Money (and other things) can be a narcotic; give us just enough not to dare obedience to Jesus lest we lose what we have; give us just enough so that we’ll want more. Give us more so we can own more, and so what we own turns around and owns us – then we will not be owned by Jesus and then we can easily rationalize away our disobedience. Of course God understands, of course He does. Of course Jesus Christ hanging on the Cross understands. Of course the saints suffering for Jesus elsewhere at this present time understand.


The Cross has been replaced by the dollar ($) sign and our hearts have been seduced.

Tuesday, April 14, 2015

Nashville – Part Five


Joe and Sally were good to me. By that I mean that they made me welcome in my new workplace and they made me welcome into their home. In the kitchen at Ireland’s Steak and Biscuits they showed me how to cook and present the menu – my task was the production-oriented steak and biscuits and ham and biscuits; Joe cooked the specialty steaks and Sally provided the fries, baked potatoes, and other fixin’s. I was quite fine with Joe cooking the higher-priced steaks since the last thing I wanted to do was to mess up on my new job.

The best meal I had while in Nashville was cornbread and pinto beans at Joe and Sally’s. It was my best meal because of the company, because they invited me into their home. We played “spades” well into the night, eating pinto beans and cornbread; the joy of their friendship, friendship to someone who had been a stranger just a few weeks before – made those basic foods taste as if they were being served on the Queen Mary.

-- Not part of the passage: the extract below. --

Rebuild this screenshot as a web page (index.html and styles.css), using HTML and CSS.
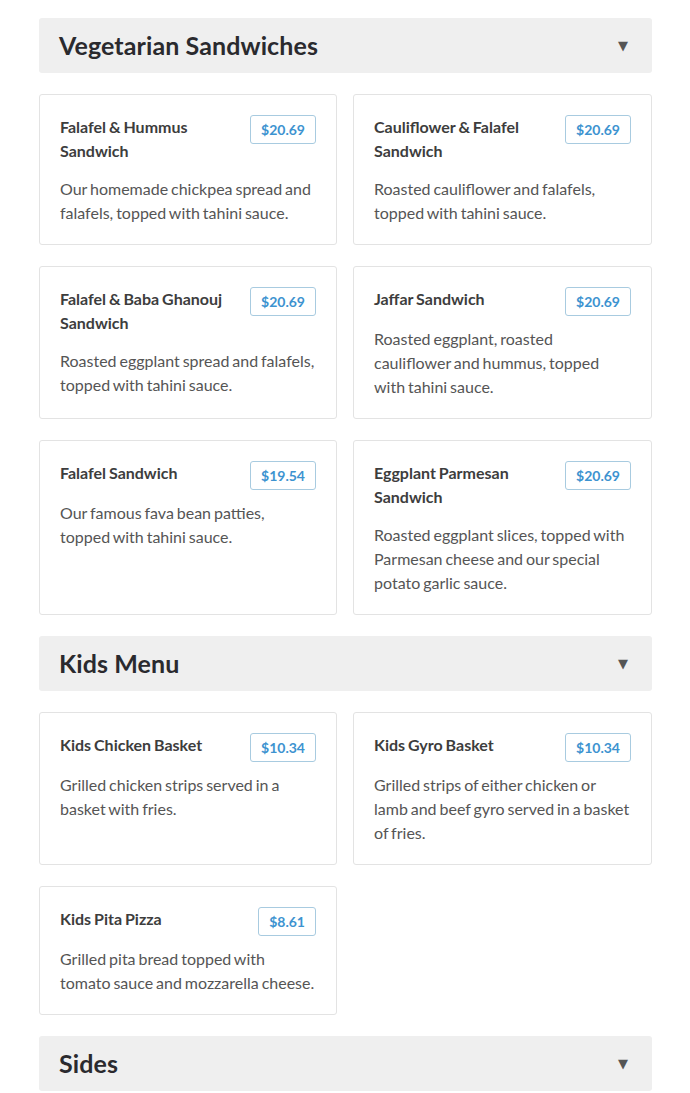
FILE: index.html
```html
<!DOCTYPE html>
<html>
<head>
<meta charset="utf-8">
<link rel="stylesheet" href="styles.css">
</head>
<body>
<div class="menu">
  <section class="section">
    <div class="section-head"><h2 class="section-title">Vegetarian Sandwiches</h2><span class="arrow">▼</span></div>
    <div class="grid">
      <div class="card"><div class="card-top"><h3 class="item-name">Falafel &amp; Hummus Sandwich</h3><span class="price">$20.69</span></div><p class="desc">Our homemade chickpea spread and falafels, topped with tahini sauce.</p></div>
      <div class="card"><div class="card-top"><h3 class="item-name">Cauliflower &amp; Falafel Sandwich</h3><span class="price">$20.69</span></div><p class="desc">Roasted cauliflower and falafels, topped with tahini sauce.</p></div>
      <div class="card"><div class="card-top"><h3 class="item-name">Falafel &amp; Baba Ghanouj Sandwich</h3><span class="price">$20.69</span></div><p class="desc">Roasted eggplant spread and falafels, topped with tahini sauce.</p></div>
      <div class="card"><div class="card-top"><h3 class="item-name">Jaffar Sandwich</h3><span class="price">$20.69</span></div><p class="desc">Roasted eggplant, roasted cauliflower and hummus, topped with tahini sauce.</p></div>
      <div class="card"><div class="card-top"><h3 class="item-name">Falafel Sandwich</h3><span class="price">$19.54</span></div><p class="desc">Our famous fava bean patties, topped with tahini sauce.</p></div>
      <div class="card"><div class="card-top"><h3 class="item-name">Eggplant Parmesan Sandwich</h3><span class="price">$20.69</span></div><p class="desc">Roasted eggplant slices, topped with Parmesan cheese and our special potato garlic sauce.</p></div>
    </div>
  </section>
  <section class="section">
    <div class="section-head"><h2 class="section-title">Kids Menu</h2><span class="arrow">▼</span></div>
    <div class="grid">
      <div class="card"><div class="card-top"><h3 class="item-name">Kids Chicken Basket</h3><span class="price">$10.34</span></div><p class="desc">Grilled chicken strips served in a basket with fries.</p></div>
      <div class="card"><div class="card-top"><h3 class="item-name">Kids Gyro Basket</h3><span class="price">$10.34</span></div><p class="desc">Grilled strips of either chicken or lamb and beef gyro served in a basket of fries.</p></div>
      <div class="card"><div class="card-top"><h3 class="item-name">Kids Pita Pizza</h3><span class="price">$8.61</span></div><p class="desc">Grilled pita bread topped with tomato sauce and mozzarella cheese.</p></div>
    </div>
  </section>
  <section class="section">
    <div class="section-head"><h2 class="section-title">Sides</h2><span class="arrow">▼</span></div>
  </section>
</div>
</body>
</html>
```
FILE: styles.css
```css
* { box-sizing: border-box; }
html, body { margin: 0; padding: 0; background: #fff; }
body { font-family: Lato, "Open Sans", sans-serif; color: #333; }
.menu { width: 613px; margin: 0 0 0 39px; padding-top: 18px; }
.section { margin-bottom: 21px; }
.section-head {
  display: flex; align-items: center; justify-content: space-between;
  height: 55px; background: #efefef; border-radius: 3px;
  padding: 0 24px 1px 20px;
}
.section-title { margin: 0; font-size: 25px; font-weight: 700; color: #2a2a2e; letter-spacing: 0.1px; }
.arrow { font-size: 13px; color: #555; font-family: "DejaVu Sans", sans-serif; }
.grid {
  display: grid; grid-template-columns: 298px 299px; column-gap: 16px; row-gap: 21px;
  margin-top: 21px;
}
.card {
  border: 1px solid #e3e3e3; border-radius: 3px; padding: 20px 20px 19px 20px;
}
.card-top { display: flex; justify-content: space-between; align-items: flex-start; gap: 12px; }
.item-name { margin: 0; font-size: 16px; font-weight: 700; line-height: 24px; color: #3d3d3d; word-spacing: -1px; }
.price {
  flex: none; border: 1px solid #a8cbe0; border-radius: 3px; color: #3d93d0;
  font-size: 14px; font-weight: 700; height: 29px; line-height: 27px; padding: 0 10px;
  margin-bottom: -3px;
}
.desc { margin: 14px 0 0; font-size: 16px; line-height: 24px; color: #555; word-spacing: -1.2px; }
```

Early on in Nashville I met Dylan, a young man about my age. I invited him to go to church with me. He told me that he couldn’t go because he didn’t have “church” clothes. I told him that if he’d go with me that I wouldn’t wear my “church” clothes; I told him that it wouldn’t matter how we were dressed, we’d just wear our normal everyday clothes. On a Sunday morning we went to a church, walked inside, stayed for the service, and walked out; no one engaged us in conversation. I was wrong about what would happen if we didn’t wear “church” clothes.

I hope Dylan came to know Jesus. I hope Joe and Sally came to know Jesus and had a good life, I hope they stayed together and got married and are healthy and happy. I wonder if they ever think about me. Probably not, they had a greater effect on me than I had on them, I was a stranger and they took me in, they gave me friendship.

If I had been black and gone into a white neighborhood in the Civil Rights era what are the chances that a family would have rented me a room when I couldn’t pay for it until my first payday? What is the likelihood that white coworkers would have invited me into their homes?


I was a stranger and they took me in. There are some things you never forget. 

Monday, April 6, 2015

Nashville – Part Four


Across the hall from me lived a college student named Jackie. Since he attended classes during the day and I worked at night we didn’t see each other often. We’d talk occasionally but again, we didn’t see each other very often. I imagine, in retrospect, I was a curiosity to him; a white boy living in a black home in a black neighborhood in the Civil Rights Era, a time when students from Fiske University in Nashville were risking their lives championing the cause of civil rights.      

One afternoon when I was off work he invited me to go out to lunch with him. We went to a restaurant filled with folks of all ages – I was the only white person, but I didn’t think anything of it. He introduced me to some of his friends, we talked, and had a nice lunch.

If you’ve read this blog since its inception you know that I was expelled from a South Carolina seminary for preaching that we are to love people of all skin colors through the indwelling Christ – believe me when I say that I did nothing meritorious in this, nor that I deserve any credit whatsoever – it was simply what I believed the Bible taught and what the Bible taught I naturally believed. I didn’t think about the ramifications of what I said, any more than I was conscious of being the only white person in the restaurant that Jackie took me to, it was only in retrospect that it occurred to me that I was the only white guy, and it was only in retrospect that I realized that the seminary administration might not take kindly to my message of loving one another as Jesus loves us.

I guess you could say that in this season of life I was naïve, and foolish, and maybe even just plain stupid (such as travelling to Nashville with virtually no money); there are some things I wouldn’t have done had I been cautious that I’m glad I did…but then there are other things I’m sorry I did do that perhaps I wouldn’t have done had I been more thoughtful. I’ve never second guessed my message at seminary on loving one another and I think it was the mercy of God that got me expelled, after all, the fundamentals of the Christian life are to love God and love our neighbor.

Sad to say sometimes I’m more cautious now that I want to be; need to keep reminding myself that this life will soon be over, both for me and those around me, and that we’re not accidents looking for a place to happen. I want to be faithful to Jesus Christ, to my family and neighbors and coworkers…and to you, dear reader.